» **Problem statement**: Go through the records underneath and count the lines that include the string "this". Give nothing but the number.

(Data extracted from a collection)
^^^^

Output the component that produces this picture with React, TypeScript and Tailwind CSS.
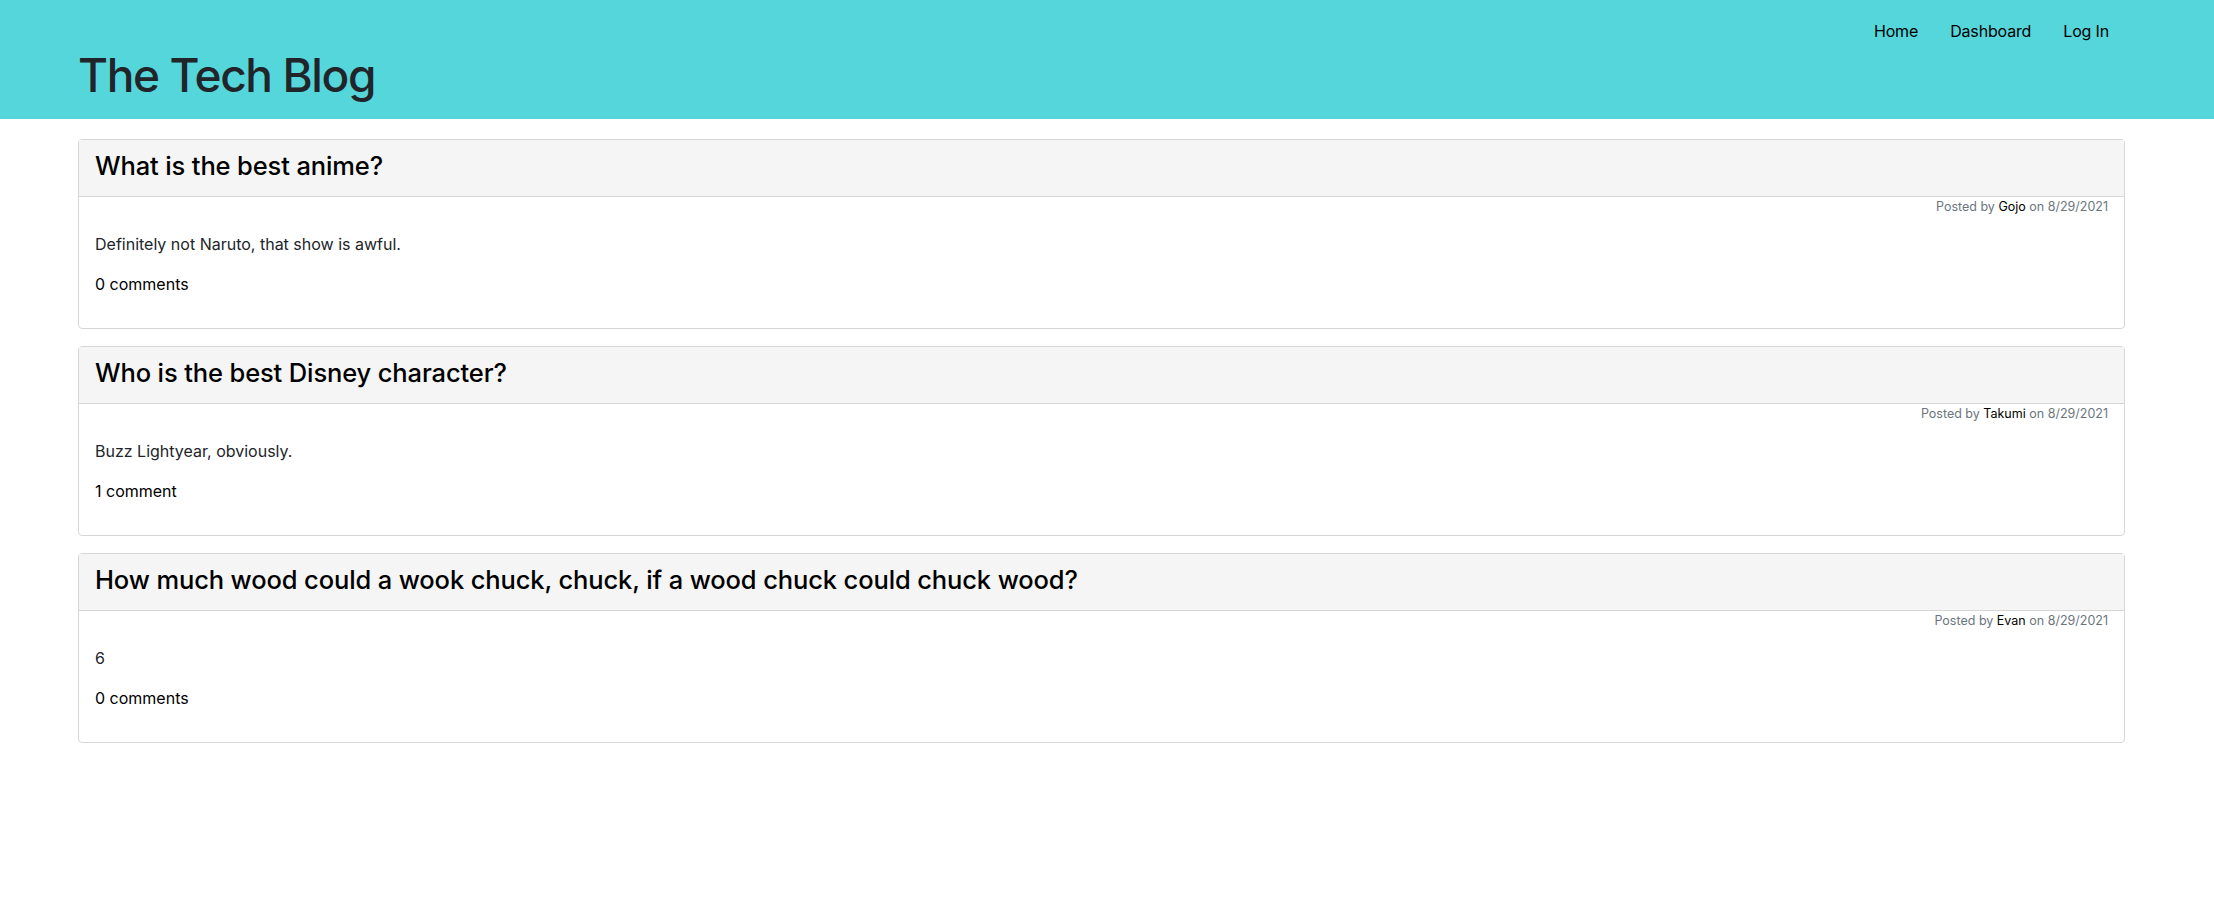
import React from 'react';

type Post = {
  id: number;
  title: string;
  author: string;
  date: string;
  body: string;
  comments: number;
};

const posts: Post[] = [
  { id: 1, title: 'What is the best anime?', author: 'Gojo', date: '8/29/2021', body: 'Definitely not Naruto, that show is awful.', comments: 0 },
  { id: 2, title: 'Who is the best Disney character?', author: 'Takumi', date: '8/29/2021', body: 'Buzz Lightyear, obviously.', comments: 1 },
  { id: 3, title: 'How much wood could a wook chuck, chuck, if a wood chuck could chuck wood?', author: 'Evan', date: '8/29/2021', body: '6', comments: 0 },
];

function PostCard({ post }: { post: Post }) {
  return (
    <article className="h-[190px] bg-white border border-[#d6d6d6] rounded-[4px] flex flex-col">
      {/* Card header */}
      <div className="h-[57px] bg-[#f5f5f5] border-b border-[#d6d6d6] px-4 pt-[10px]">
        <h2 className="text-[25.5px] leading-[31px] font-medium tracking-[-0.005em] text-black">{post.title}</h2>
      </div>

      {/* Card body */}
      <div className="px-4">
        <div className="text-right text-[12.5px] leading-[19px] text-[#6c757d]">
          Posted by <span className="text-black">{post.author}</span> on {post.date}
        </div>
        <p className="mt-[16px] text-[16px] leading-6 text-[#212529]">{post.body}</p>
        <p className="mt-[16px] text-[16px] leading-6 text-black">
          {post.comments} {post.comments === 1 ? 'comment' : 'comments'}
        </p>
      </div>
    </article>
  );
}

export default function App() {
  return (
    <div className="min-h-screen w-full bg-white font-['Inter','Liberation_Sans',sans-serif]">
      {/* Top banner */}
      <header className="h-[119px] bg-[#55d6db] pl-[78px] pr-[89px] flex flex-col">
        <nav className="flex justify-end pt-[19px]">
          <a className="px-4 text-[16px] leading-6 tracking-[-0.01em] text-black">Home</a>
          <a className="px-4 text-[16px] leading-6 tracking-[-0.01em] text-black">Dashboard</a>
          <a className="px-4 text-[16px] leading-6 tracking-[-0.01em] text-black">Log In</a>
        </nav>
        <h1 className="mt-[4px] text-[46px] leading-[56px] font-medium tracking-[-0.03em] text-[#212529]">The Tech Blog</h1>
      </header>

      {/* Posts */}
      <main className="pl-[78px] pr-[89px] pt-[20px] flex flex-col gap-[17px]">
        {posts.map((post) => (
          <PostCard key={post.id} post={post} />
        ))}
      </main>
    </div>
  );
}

^^^^

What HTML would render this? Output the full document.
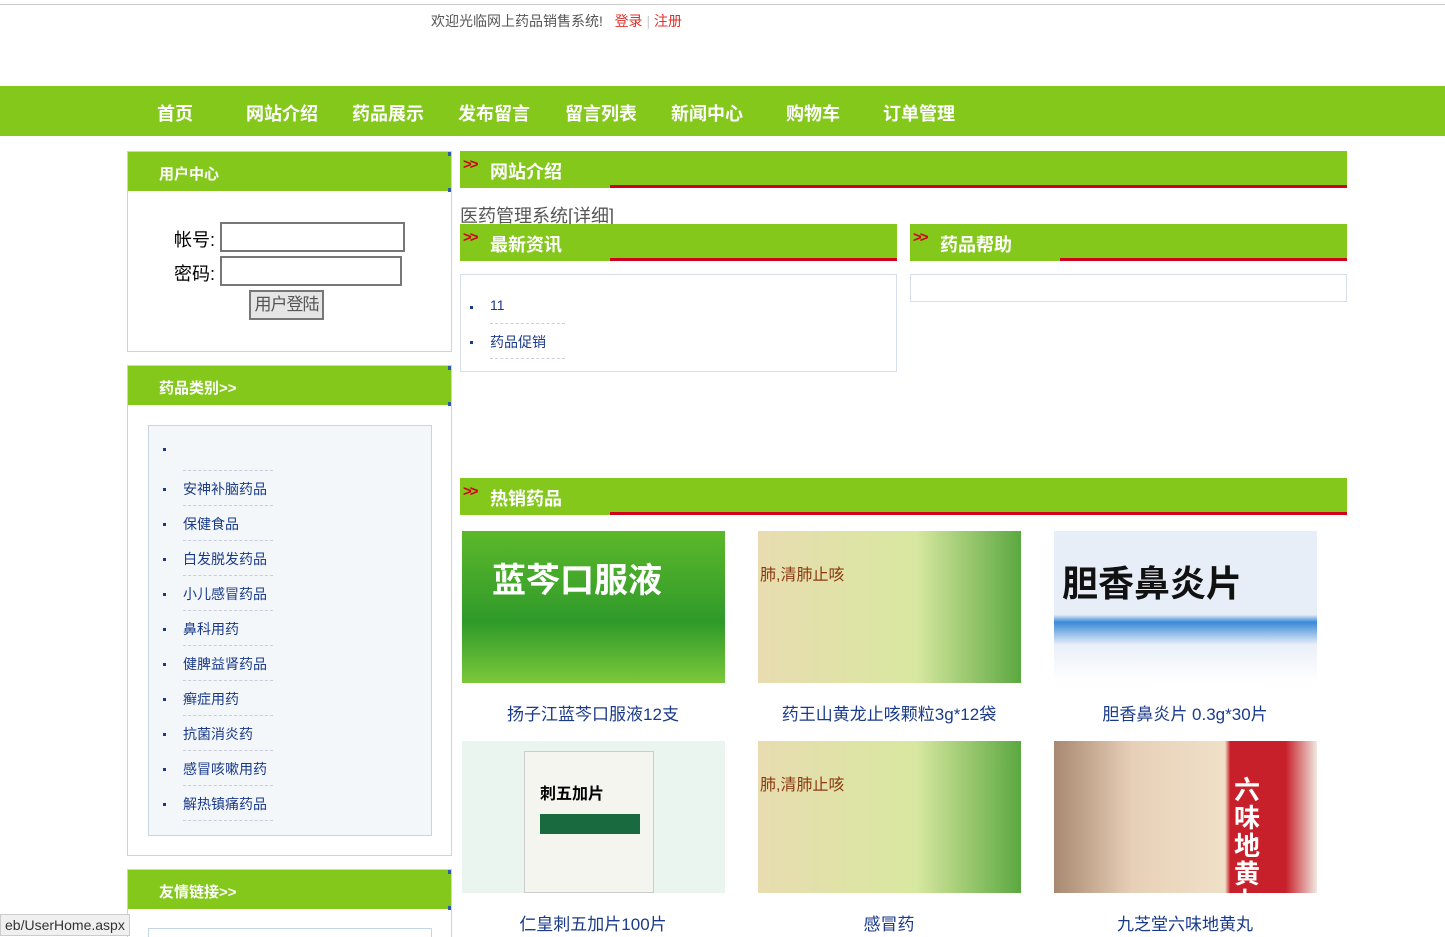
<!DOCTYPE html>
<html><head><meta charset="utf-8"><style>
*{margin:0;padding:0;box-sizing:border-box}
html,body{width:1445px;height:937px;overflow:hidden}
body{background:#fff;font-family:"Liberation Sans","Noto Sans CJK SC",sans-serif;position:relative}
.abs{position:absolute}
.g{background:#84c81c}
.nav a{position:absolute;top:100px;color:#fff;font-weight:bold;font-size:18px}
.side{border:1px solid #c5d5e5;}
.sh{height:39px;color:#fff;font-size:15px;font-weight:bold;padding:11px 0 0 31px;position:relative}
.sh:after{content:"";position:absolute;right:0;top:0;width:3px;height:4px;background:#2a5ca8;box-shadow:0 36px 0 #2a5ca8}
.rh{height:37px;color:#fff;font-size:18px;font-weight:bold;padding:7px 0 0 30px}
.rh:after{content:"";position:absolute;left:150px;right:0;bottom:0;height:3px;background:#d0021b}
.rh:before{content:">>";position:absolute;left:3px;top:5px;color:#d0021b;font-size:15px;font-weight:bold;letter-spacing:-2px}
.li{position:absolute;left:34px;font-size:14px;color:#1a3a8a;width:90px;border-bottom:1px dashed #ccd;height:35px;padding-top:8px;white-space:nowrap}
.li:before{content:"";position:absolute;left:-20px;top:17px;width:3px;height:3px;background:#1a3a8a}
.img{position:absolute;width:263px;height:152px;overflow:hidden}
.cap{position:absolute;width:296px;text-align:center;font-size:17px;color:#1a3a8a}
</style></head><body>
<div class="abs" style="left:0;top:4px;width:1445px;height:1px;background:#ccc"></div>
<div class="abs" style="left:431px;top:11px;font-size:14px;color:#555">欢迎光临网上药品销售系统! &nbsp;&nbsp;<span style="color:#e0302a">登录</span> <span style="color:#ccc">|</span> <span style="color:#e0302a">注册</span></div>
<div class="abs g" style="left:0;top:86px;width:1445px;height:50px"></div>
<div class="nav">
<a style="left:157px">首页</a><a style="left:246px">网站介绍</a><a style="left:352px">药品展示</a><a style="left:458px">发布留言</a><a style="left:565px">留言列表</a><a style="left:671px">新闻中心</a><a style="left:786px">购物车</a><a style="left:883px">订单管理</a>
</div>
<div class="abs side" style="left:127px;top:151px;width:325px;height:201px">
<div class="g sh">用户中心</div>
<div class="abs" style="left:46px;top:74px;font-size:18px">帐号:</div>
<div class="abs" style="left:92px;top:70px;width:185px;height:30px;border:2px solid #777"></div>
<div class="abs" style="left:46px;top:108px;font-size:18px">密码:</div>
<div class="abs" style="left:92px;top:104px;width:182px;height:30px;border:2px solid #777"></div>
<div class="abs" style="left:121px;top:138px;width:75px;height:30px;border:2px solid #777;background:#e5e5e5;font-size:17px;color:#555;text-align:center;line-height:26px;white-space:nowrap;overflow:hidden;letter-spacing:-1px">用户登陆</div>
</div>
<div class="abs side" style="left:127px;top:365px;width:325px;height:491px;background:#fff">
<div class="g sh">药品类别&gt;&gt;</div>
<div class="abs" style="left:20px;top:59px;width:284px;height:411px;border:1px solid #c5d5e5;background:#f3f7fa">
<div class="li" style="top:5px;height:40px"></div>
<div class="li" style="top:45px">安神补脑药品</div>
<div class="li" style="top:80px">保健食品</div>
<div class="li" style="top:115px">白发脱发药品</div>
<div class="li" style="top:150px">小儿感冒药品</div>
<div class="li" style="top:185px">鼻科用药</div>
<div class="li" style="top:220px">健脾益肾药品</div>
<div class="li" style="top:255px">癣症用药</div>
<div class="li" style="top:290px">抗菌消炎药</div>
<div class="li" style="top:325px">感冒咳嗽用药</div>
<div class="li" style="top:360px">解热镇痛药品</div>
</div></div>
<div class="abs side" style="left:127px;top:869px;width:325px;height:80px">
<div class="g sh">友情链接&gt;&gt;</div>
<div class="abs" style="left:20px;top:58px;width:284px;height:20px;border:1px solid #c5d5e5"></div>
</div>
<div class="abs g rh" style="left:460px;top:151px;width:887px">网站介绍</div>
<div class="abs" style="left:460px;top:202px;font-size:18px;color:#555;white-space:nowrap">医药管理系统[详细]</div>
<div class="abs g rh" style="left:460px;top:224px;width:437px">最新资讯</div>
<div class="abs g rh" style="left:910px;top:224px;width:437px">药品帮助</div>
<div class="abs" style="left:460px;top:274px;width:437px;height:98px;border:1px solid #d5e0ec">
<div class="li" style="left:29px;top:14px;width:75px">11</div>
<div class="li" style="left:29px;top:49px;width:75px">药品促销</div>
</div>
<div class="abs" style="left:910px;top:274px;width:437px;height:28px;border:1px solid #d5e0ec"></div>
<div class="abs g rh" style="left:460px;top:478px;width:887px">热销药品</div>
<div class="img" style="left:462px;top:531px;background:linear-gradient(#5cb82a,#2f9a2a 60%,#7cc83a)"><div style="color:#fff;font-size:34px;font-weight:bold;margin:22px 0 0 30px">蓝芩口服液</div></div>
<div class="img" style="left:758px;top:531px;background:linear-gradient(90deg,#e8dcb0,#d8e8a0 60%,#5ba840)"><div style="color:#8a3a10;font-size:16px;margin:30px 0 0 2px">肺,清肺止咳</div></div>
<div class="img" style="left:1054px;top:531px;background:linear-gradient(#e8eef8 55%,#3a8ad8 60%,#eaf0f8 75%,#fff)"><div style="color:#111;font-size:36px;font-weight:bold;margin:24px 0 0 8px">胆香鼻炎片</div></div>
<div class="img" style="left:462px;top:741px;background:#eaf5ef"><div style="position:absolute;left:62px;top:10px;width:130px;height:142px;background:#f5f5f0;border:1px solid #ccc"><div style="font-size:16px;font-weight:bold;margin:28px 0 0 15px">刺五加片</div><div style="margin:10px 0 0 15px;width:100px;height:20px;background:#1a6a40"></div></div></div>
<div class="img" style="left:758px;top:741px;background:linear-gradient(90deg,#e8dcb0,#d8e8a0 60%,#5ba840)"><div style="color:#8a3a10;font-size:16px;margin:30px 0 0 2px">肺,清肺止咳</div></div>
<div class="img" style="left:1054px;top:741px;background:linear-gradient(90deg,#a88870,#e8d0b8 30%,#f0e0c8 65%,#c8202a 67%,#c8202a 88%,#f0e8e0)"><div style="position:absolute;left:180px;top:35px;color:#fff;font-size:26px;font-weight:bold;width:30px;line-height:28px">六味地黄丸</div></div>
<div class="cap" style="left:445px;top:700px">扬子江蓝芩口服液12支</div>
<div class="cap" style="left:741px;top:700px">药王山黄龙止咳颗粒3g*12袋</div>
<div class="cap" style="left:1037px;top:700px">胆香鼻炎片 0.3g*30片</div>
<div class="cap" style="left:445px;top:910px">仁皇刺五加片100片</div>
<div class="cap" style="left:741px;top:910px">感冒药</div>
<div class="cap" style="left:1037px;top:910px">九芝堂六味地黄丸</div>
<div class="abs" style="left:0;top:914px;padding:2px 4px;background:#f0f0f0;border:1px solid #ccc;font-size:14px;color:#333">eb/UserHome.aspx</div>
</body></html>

^^^^

» **Solved problem**: 2